W Falls Church możesz podjąć się zlecenia wydobycia ich ucznia z rąk supermanów – na parterze pobliskiego wieżowca kilku z nich przesłuchuje biedaka. Ja wybrałem przekradnięcie się do sąsiedniego pomieszczenia, w którym ziejąca dziura w ścianie jest zabezpieczona zębatą pułapką. Na otwartej przestrzeni skrycie podłożyłem bottlecap mine, następnie oddałem mierzony strzał w jednego ze supermanów. Ci niezawodnie ruszyli wpierw w moim kierunku, następnie dzięki minie już wprost ku ścianie; ostatni maruder sięgnął po granaty – w takich sytuacjach sięgam po najcelniejszą broń (np. karabin myśliwski) i oddaję strzał z VATem wprost w granat… zawsze to kilka sekund zyskanych na zajęcie lepszej osłony albo zmianę broni.
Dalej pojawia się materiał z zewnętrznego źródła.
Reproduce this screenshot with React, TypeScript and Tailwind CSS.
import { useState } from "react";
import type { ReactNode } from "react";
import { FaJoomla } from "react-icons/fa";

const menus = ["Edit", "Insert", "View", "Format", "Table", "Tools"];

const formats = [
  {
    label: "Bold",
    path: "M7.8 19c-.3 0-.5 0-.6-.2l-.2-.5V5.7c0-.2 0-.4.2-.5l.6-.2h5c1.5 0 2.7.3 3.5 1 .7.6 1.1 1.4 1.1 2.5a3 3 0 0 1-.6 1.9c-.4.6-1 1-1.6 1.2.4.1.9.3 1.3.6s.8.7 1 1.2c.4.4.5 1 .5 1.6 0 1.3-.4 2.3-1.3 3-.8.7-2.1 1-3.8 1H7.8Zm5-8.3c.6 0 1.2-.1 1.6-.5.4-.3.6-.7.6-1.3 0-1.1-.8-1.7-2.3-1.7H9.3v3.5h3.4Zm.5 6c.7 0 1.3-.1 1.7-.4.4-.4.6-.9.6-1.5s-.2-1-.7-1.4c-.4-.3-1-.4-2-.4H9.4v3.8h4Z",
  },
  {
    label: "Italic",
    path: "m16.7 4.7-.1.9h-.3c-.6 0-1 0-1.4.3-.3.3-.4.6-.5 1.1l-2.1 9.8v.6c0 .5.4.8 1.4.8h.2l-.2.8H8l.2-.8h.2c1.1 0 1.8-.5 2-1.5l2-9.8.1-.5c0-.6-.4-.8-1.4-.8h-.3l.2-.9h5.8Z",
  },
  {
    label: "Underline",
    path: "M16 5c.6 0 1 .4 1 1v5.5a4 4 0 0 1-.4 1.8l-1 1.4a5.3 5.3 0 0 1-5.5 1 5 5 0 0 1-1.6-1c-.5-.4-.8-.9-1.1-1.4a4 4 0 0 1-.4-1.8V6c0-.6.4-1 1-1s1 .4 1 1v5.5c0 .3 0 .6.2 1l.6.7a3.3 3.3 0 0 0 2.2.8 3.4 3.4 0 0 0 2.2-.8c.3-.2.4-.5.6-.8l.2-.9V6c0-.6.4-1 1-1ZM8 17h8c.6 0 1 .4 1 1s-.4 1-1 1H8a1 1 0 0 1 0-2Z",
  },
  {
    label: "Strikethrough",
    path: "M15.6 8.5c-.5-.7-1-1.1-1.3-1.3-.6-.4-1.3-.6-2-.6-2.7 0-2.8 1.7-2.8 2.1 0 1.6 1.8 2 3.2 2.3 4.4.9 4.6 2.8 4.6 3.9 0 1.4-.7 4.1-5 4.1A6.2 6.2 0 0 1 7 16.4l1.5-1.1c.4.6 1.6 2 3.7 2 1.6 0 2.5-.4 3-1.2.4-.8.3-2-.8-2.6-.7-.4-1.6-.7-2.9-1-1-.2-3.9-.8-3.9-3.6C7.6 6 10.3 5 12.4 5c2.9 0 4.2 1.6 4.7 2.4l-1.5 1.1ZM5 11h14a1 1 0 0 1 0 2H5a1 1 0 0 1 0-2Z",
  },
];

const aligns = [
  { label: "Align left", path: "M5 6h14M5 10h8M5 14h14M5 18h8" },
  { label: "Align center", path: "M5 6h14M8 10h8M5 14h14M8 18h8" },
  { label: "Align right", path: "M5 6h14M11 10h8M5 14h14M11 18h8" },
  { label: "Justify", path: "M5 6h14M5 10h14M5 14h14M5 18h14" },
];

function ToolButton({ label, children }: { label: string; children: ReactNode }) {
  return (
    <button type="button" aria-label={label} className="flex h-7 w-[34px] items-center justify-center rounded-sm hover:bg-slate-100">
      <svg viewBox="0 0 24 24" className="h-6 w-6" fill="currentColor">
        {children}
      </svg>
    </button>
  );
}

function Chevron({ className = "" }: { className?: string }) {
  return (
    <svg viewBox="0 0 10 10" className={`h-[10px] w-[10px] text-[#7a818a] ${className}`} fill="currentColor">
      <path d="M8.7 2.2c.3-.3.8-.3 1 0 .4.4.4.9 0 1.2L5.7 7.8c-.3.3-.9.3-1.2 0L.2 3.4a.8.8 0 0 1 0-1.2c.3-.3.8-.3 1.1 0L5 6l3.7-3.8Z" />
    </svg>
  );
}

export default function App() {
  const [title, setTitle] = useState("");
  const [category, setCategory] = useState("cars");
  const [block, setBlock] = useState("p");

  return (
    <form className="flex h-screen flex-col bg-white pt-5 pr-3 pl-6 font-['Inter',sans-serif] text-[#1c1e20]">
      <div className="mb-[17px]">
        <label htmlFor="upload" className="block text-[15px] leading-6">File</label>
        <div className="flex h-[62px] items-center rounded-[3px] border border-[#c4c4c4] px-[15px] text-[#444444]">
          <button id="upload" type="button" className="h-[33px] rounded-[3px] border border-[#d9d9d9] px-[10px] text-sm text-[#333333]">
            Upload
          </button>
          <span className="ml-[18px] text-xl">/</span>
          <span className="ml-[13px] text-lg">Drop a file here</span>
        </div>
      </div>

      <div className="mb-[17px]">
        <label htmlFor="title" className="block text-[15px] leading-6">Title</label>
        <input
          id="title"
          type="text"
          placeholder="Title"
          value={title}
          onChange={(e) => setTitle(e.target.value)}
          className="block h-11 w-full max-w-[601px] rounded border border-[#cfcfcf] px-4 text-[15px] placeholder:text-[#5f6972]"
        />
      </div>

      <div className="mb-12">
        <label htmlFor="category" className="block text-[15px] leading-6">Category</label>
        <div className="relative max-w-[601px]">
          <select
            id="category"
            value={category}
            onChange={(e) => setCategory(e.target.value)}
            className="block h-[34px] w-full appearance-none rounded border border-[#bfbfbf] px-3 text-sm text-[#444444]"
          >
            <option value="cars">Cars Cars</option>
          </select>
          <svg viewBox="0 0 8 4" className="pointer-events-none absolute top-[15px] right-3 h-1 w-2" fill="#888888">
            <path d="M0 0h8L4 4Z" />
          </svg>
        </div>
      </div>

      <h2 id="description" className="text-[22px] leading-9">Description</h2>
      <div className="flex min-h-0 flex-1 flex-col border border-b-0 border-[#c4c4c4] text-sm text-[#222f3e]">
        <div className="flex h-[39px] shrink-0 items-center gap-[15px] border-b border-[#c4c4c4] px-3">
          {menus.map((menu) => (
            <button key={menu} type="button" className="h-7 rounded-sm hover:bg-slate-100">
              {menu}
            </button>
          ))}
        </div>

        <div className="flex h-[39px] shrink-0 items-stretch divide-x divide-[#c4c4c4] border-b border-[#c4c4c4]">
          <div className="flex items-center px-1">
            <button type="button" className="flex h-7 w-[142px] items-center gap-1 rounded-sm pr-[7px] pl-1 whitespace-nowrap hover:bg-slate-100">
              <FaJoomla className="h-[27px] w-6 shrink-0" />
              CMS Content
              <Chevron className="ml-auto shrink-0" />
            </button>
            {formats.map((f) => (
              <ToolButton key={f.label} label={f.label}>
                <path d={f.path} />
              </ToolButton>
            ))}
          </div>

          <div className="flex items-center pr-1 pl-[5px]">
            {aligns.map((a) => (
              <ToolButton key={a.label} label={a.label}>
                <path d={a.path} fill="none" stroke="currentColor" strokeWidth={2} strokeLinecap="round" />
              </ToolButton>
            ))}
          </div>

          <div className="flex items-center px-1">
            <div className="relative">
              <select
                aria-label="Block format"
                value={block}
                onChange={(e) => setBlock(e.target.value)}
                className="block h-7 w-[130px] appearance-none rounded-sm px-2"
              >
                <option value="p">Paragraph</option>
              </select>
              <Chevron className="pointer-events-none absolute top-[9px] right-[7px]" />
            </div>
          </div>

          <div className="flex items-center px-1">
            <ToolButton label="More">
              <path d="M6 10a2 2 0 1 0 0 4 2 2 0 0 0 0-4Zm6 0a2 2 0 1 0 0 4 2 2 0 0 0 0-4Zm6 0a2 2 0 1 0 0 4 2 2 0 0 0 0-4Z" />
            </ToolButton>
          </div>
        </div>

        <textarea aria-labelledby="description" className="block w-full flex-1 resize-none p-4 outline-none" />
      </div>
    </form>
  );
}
Wypad do Falls Church był owocny…
Fallout 3, Dziennik z pustkowi #1
Cztery dni temu opuściłem kryptę 101… Pierwsze wrażenie – o kurwa, jakie przestrzenie – jak okiem sięgnąć aż po horyzont ciągną się zrujnowane przęsła, zrujnowane domy, zrujnowane wieże ciśnień i jeszcze więcej ruin. Przełażę przez zniszczony płot, obok jakiś czas temu zatrzymał się na drzemkę i został tam na kolejne dwa stulecia czyjś samochód. Przy okazji, spore zaskoczenie – nie miał bagażnika, podobnie kolejny i następny. Z brązowej książeczki dowiedziałem się, że wraki mają w zamian inną zaletę – potrafią eksplodować po trafieniu kilkoma pociskami; nie omieszkałem sprawdzić podczas przypadkowej strzelaniny z najemnikami… Dobrze, że stałem aż kilkanaście metrów dalej, straciłem tylko rękę, za to eksplozji nie powstydziliby się twórcy „Stanu oblężenia„.
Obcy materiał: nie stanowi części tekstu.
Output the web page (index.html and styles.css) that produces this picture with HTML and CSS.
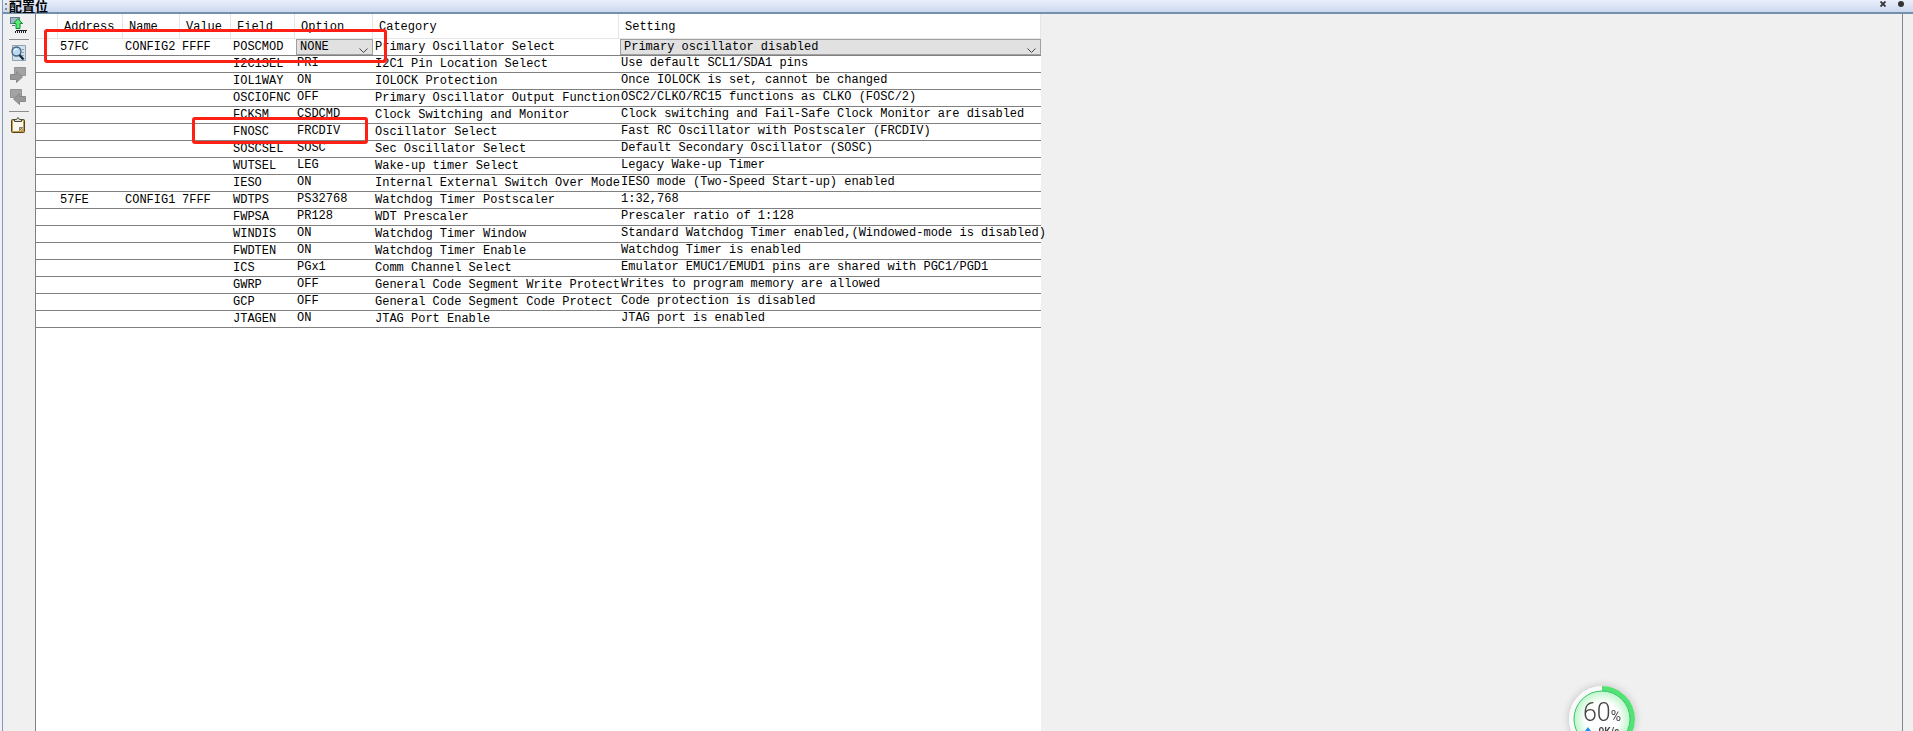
FILE: index.html
```html
<!DOCTYPE html>
<html lang="zh-CN">
<head>
    <meta charset="UTF-8">
    <title>配置位</title>
    <link rel="stylesheet" href="styles.css">
</head>
<body>
    <div class="window">
        <header class="titlebar">
            <div class="caption">
                <span class="grip"></span>
                <h1>配置位</h1>
            </div>
            <button class="title-btn" aria-label="关闭">
                <svg width="6" height="6" viewBox="0 0 6 6"><path d="M.500.500 5.500 5.500M5.500.500.500 5.500" stroke="#333" stroke-width="1.800"/></svg>
            </button>
            <button class="title-btn" aria-label="固定">
                <svg width="6" height="6" viewBox="0 0 6 6"><circle cx="3" cy="3" r="3" fill="#333"/></svg>
            </button>
        </header>

        <div class="content">
            <nav class="toolbar">
                <button aria-label="读取配置位">
                    <svg width="17" height="17" viewBox="0 0 17 17">
                        <rect x=".500" y=".500" width="9" height="6" fill="#a3b6c4" stroke="#5d7f96"/>
                        <path d="M2 8.500h3" stroke="#4d7693"/>
                        <path d="M8 1.500 12.500 6.500H10v5H6v-5H3.500z" fill="#55ee70" stroke="#16863b"/>
                        <path d="M6 13h11v1H6z" fill="#222"/>
                        <path d="M5 15h11" stroke="#222" stroke-width="2" stroke-dasharray="1 1"/>
                    </svg>
                </button>
                <hr>
                <button aria-label="查找">
                    <svg width="17" height="17" viewBox="0 0 17 17">
                        <path d="M2.500.500h13v15h-13z" fill="#d3e1ed" stroke="#8ea2b2"/>
                        <path d="M12 4.500h2M12 7.500h2M12 10.500h2" stroke="#8ea2b2"/>
                        <circle cx="6.500" cy="6.500" r="4.500" fill="#b9d9f4" stroke="#45637d" stroke-width="1.400"/>
                        <path d="M4 6.500a3 3 0 0 1 3-2.500" stroke="#fff" fill="none"/>
                        <path d="m9.500 10 4 4.500" stroke="#1b2d3c" stroke-width="2.500"/>
                    </svg>
                </button>
                <button aria-label="下一个" disabled>
                    <svg width="17" height="17" viewBox="0 0 17 17">
                        <path d="M4.500.500h11v8h-11z" fill="#a3a3a3" stroke="#949494"/>
                        <path d="M.500 7.500h6v-3l6 5.500-6 5.500v-3h-6z" fill="#989898" stroke="#898989"/>
                    </svg>
                </button>
                <button aria-label="上一个" disabled>
                    <svg width="17" height="17" viewBox="0 0 17 17">
                        <path d="M.500.500h11v8H.500z" fill="#a3a3a3" stroke="#949494"/>
                        <path d="M15.500 7.500h-6v-3l-6 5.500 6 5.500v-3h6z" fill="#989898" stroke="#898989"/>
                    </svg>
                </button>
                <hr>
                <button aria-label="剪贴板">
                    <svg width="17" height="17" viewBox="0 0 17 17">
                        <rect x="1.500" y="2.500" width="13" height="13" rx="1" fill="#c39b45" stroke="#55431a"/>
                        <path d="M3 4h10v7l-3 3H3z" fill="#f8f8ee"/>
                        <path d="M12.500 10.500h-3v3z" fill="#c9c9b8" stroke="#777"/>
                        <path d="M4.500 4.500h7v-2h-2L8 .500l-1.500 2h-2z" fill="#ddd" stroke="#4a4a3a"/>
                    </svg>
                </button>
            </nav>

            <main class="pane">
                <div class="sheet">
                    <table>
                        <colgroup>
                            <col class="c-mark"><col class="c-address"><col class="c-name"><col class="c-value">
                            <col class="c-field"><col class="c-option"><col class="c-category"><col class="c-setting">
                        </colgroup>
                        <thead>
                            <tr><th></th><th>Address</th><th>Name</th><th>Value</th><th>Field</th><th>Option</th><th>Category</th><th>Setting</th></tr>
                        </thead>
                        <tbody>
                            <tr>
                                <td></td><td>57FC</td><td>CONFIG2</td><td>FFFF</td><td>POSCMOD</td>
                                <td class="pick"><select aria-label="Option"><option>NONE</option></select></td>
                                <td>Primary Oscillator Select</td>
                                <td class="pick"><select aria-label="Setting"><option>Primary oscillator disabled</option></select></td>
                            </tr>
                            <tr><td></td><td></td><td></td><td></td><td>I2C1SEL</td><td>PRI</td><td>I2C1 Pin Location Select</td><td>Use default SCL1/SDA1 pins</td></tr>
                            <tr><td></td><td></td><td></td><td></td><td>IOL1WAY</td><td>ON</td><td>IOLOCK Protection</td><td>Once IOLOCK is set, cannot be changed</td></tr>
                            <tr><td></td><td></td><td></td><td></td><td>OSCIOFNC</td><td>OFF</td><td>Primary Oscillator Output Function</td><td>OSC2/CLKO/RC15 functions as CLKO (FOSC/2)</td></tr>
                            <tr><td></td><td></td><td></td><td></td><td>FCKSM</td><td>CSDCMD</td><td>Clock Switching and Monitor</td><td>Clock switching and Fail-Safe Clock Monitor are disabled</td></tr>
                            <tr><td></td><td></td><td></td><td></td><td>FNOSC</td><td>FRCDIV</td><td>Oscillator Select</td><td>Fast RC Oscillator with Postscaler (FRCDIV)</td></tr>
                            <tr><td></td><td></td><td></td><td></td><td>SOSCSEL</td><td>SOSC</td><td>Sec Oscillator Select</td><td>Default Secondary Oscillator (SOSC)</td></tr>
                            <tr><td></td><td></td><td></td><td></td><td>WUTSEL</td><td>LEG</td><td>Wake-up timer Select</td><td>Legacy Wake-up Timer</td></tr>
                            <tr><td></td><td></td><td></td><td></td><td>IESO</td><td>ON</td><td>Internal External Switch Over Mode</td><td>IESO mode (Two-Speed Start-up) enabled</td></tr>
                            <tr><td></td><td>57FE</td><td>CONFIG1</td><td>7FFF</td><td>WDTPS</td><td>PS32768</td><td>Watchdog Timer Postscaler</td><td>1:32,768</td></tr>
                            <tr><td></td><td></td><td></td><td></td><td>FWPSA</td><td>PR128</td><td>WDT Prescaler</td><td>Prescaler ratio of 1:128</td></tr>
                            <tr><td></td><td></td><td></td><td></td><td>WINDIS</td><td>ON</td><td>Watchdog Timer Window</td><td>Standard Watchdog Timer enabled,(Windowed-mode is disabled)</td></tr>
                            <tr><td></td><td></td><td></td><td></td><td>FWDTEN</td><td>ON</td><td>Watchdog Timer Enable</td><td>Watchdog Timer is enabled</td></tr>
                            <tr><td></td><td></td><td></td><td></td><td>ICS</td><td>PGx1</td><td>Comm Channel Select</td><td>Emulator EMUC1/EMUD1 pins are shared with PGC1/PGD1</td></tr>
                            <tr><td></td><td></td><td></td><td></td><td>GWRP</td><td>OFF</td><td>General Code Segment Write Protect</td><td>Writes to program memory are allowed</td></tr>
                            <tr><td></td><td></td><td></td><td></td><td>GCP</td><td>OFF</td><td>General Code Segment Code Protect</td><td>Code protection is disabled</td></tr>
                            <tr><td></td><td></td><td></td><td></td><td>JTAGEN</td><td>ON</td><td>JTAG Port Enable</td><td>JTAG port is enabled</td></tr>
                        </tbody>
                    </table>
                    <div class="highlight highlight-osc"></div>
                    <div class="highlight highlight-fnosc"></div>
                </div>
            </main>
        </div>
    </div>

    <!-- memory usage ball -->
    <div class="ball">
        <svg class="ring" width="66" height="66" viewBox="0 0 66 66">
            <defs>
                <radialGradient id="glow">
                    <stop offset="60%" stop-color="#fff"/>
                    <stop offset="100%" stop-color="#bdf5c9"/>
                </radialGradient>
            </defs>
            <circle cx="33" cy="33" r="33" fill="#fafafa"/>
            <circle cx="33" cy="33" r="30.500" fill="none" stroke="#55e274" stroke-width="5" pathLength="100" stroke-dasharray="60 40" transform="rotate(-90 33 33)"/>
            <circle cx="33" cy="33" r="28" fill="url(#glow)" stroke="#2fc668"/>
        </svg>
        <div class="ball-text">
            <div class="percent">60<small>%</small></div>
            <div class="speed"><svg width="6" height="8" viewBox="0 0 6 8"><path d="M3 0 6 4H4v4H2V4H0z" fill="#2492f5"/></svg>0K/s</div>
        </div>
    </div>
</body>
</html>
```
FILE: styles.css
```css
* {
    box-sizing: border-box;
}
body {
    margin: 0;
    background: #f0f0f0;
    color: #000;
    font-family: "Liberation Mono", "Noto Sans CJK SC", monospace;
    font-size: 12px;
    overflow: hidden;
}
button {
    display: flex;
    padding: 0;
    border: none;
    background: none;
}
.window {
    display: flex;
    flex-direction: column;
    height: 100vh;
    margin-left: 2px;
    border-left: 1px solid #7b9ac0;
}
.titlebar {
    display: flex;
    align-items: center;
    gap: 12px;
    height: 14px;
    padding: 0 9px 4px 2px;
    background: linear-gradient(#eaf0fb, #cbd8f0);
    border-bottom: 2px solid #7590ac;
}
.caption {
    display: flex;
    flex: 1;
    align-items: center;
    gap: 2px;
    padding-top: 4px;
}
.caption h1 {
    margin: 0;
    font-family: "Noto Sans CJK SC", sans-serif;
    font-size: 13px;
    font-weight: 700;
    line-height: 14px;
}
.grip {
    width: 2px;
    height: 7px;
    border-left: 2px dotted #888;
}
.content {
    display: flex;
    flex: 1;
    min-height: 0;
}
.toolbar {
    display: flex;
    flex-direction: column;
    align-items: center;
    gap: 5px;
    width: 32px;
    padding: 3px 6px 0 5px;
}
.toolbar hr {
    width: 20px;
    margin: 0;
    border: none;
    border-top: 1px solid #8c8c8c;
}
.pane {
    flex: 1;
    margin-right: 10px;
    border-left: 1px solid #808080;
    border-right: 1px solid #85858f;
}
.sheet {
    position: relative;
    width: max-content;
    height: 100%;
    background: #fff;
}
table {
    table-layout: fixed;
    width: 1005px;
    border-collapse: separate;
    border-spacing: 0;
}
.c-mark { width: 22px; }
.c-address { width: 65px; }
.c-name { width: 57px; }
.c-value { width: 51px; }
.c-field { width: 64px; }
.c-option { width: 78px; }
.c-category { width: 246px; }
th {
    height: 25px;
    padding: 2px 0 0 6px;
    border-right: 1px solid #e5e5e5;
    border-bottom: 1px solid #e5e5e5;
    font-weight: normal;
    text-align: left;
}
td {
    height: 17px;
    padding: 0 0 0 2px;
    border-bottom: 1px solid #808080;
    line-height: 16px;
    vertical-align: top;
    white-space: nowrap;
}
td:nth-child(6),
td:nth-child(8) {
    line-height: 14px;
}
td.pick {
    padding: 0 0 0 1px;
}
select {
    display: block;
    width: 100%;
    height: 16px;
    padding: 0 3px;
    border: 1px solid #a0a0a0;
    border-radius: 0;
    appearance: none;
    background: #e1e1e1 url("data:image/svg+xml,%3Csvg xmlns='http://www.w3.org/2000/svg' width='9' height='5'%3E%3Cpath d='M.5.5l4 4 4-4' fill='none' stroke='%23444'/%3E%3C/svg%3E") no-repeat right 4px bottom 1px;
    color: #000;
    font: inherit;
    line-height: 14px;
}
/* red marks over the table */
.highlight {
    position: absolute;
    border: 3px solid #ff2015;
    border-radius: 3px;
}
.highlight-osc {
    left: 8px;
    top: 15px;
    width: 343px;
    height: 34px;
}
.highlight-fnosc {
    left: 156px;
    top: 103px;
    width: 176px;
    height: 27px;
}
.ball {
    position: fixed;
    right: 278px;
    bottom: -21px;
    width: 66px;
    height: 66px;
    border-radius: 50%;
    box-shadow: 0 0 9px rgba(0, 0, 0, .2);
}
.ring {
    position: absolute;
}
.ball-text {
    position: relative;
    padding-top: 14px;
    color: #444;
    font-family: Roboto, sans-serif;
    text-align: center;
}
.percent {
    height: 27px;
    font-size: 25px;
    font-weight: 300;
    line-height: 25px;
}
.percent small {
    font-size: 14px;
    font-weight: 400;
}
.speed {
    display: flex;
    justify-content: center;
    gap: 8px;
    font-size: 10px;
    font-weight: 600;
    line-height: 10px;
}
```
Megaton – pierwsza ciekawostka, gość w lustrzankach zabija szeryfa Simms’a przez ściany knajpy jednym-dwoma pociskami – na szczęście od czego mamy sejwy. Dla zdesperowanych – stańcie obok i jak wyciąga gnata strzelajcie w broń działając z VATem; klient co prawda ma jeszcze nóż, ale ten też można mu wybić z dłoni.
Ku waszej rozpaczy rozbroiłem nukę – wysadzanie widziałem na youtube i to w zupełności mi wystarcza. W nagrodę otrzymałem obywatelstwo i własny dom – do którego, niczym w IKEI, mogę dokupować moduły i wybrać wystrój wnętrza. Byłbym zapomniał, w domu siedzi robo-kamerdyner, strzelający z nienanagnnym akcentem Stewiego słabymi dowcipami.
Za naprawę cieknących wodociągów, dotację 10% dla kościoła wyznawców nuki i krótką pogadankę z prowadzącym jadłodajnię dostałem sporo doświadczenia, kapsle (którymi zamiast grać raczej się płaci), dopalacze i karmę (ale nie tę dla psów). Fundusze sugeruję wydać na amunicję, która przyda się wpierw w wyprawie do TESCO (aka Super-Duper Mart; na zakupy polecam wybrać się z amunicją 10 mm do naszego pistoletu), następnie zaś w wyprawie do opanowanego przez mrówki osiedla Greyditch (przed tym wypadem zalecam kolekcjonowanie amunicji 5.56) Jak się okazało, w jednym z domów w tamtym rejonie zdobyłem karabin, który chociaż chińskiej produkcji – był ładowany właśnie nabojami tego kalibru. Coś rzeczywiście musi być w opowieściach o tym, jak chińczycy pływali w jednej łodzi z amerykanami.
Gra jak dotąd wywaliła mi się trzykrotnie (pomimo patcha 1.5 UK) – dwa razy w czasie startu, raz w trakcie zaglądania do skrzynki na listy na ulicach Grayditch. Poczta Polska czuwa nawet po Armageddonie!